Advanced planning tips for buyers, sellers, and dealers
For buyers
Always compute full out-the-door cost before agreeing to monthly payment terms. A low payment can hide large tax and fee add-ons. If you are comparing two vehicles, compare after-tax totals, not just sticker prices. In many cases, a slightly cheaper vehicle in a higher-tax jurisdiction can still cost more overall than a pricier vehicle in a lower-tax structure.
For sellers
Use a clear bill of sale template and ensure actual sale amount is recorded correctly. Incomplete forms can create transfer delays that frustrate buyers and expose both parties to follow-up requests. Keep a signed copy for your records and retain communication logs until the transfer is fully complete.

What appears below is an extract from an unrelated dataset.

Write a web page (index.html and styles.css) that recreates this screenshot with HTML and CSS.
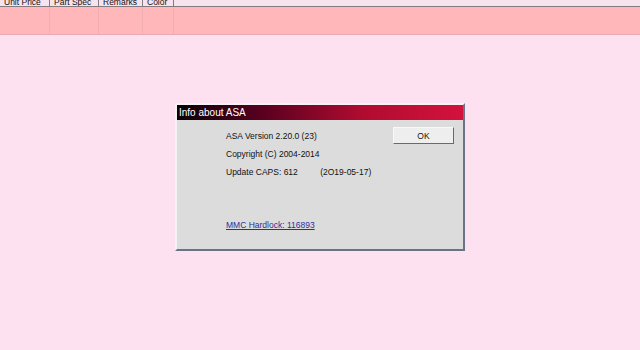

For dealers and finance teams
Integrate a calculator workflow into deal desking and F&I review. Provide a transparent tax and fee disclosure sheet before final signatures. This reduces chargebacks, re-contracting, and customer complaints. Consistency matters: every deal should have documented source rates and a dated calculation snapshot.
Official sources you should verify before final payment
Always validate current rules with government sources, because laws and rates change. Start with these authoritative references:
- IRS Topic No. 503 (Deductible Taxes) for federal context on state and local tax considerations.
- California DMV Registration Fees for a practical state example of registration-related costs.
- Texas Comptroller Motor Vehicle Sales and Use Tax for state-level tax policy details and exemptions.
Final takeaway
A bill of sale tax calculator is not just a convenience tool. It is a risk-reduction tool. It helps you estimate taxable value correctly, understand jurisdiction differences, and prepare for total payment obligations before title transfer day. Use the calculator above to model your transaction with trade-in treatment, local rates, and fixed fees. Then confirm your estimate with official state guidance and current DMV or revenue agency rules. Doing this once, correctly, can save you time, money, and administrative headaches.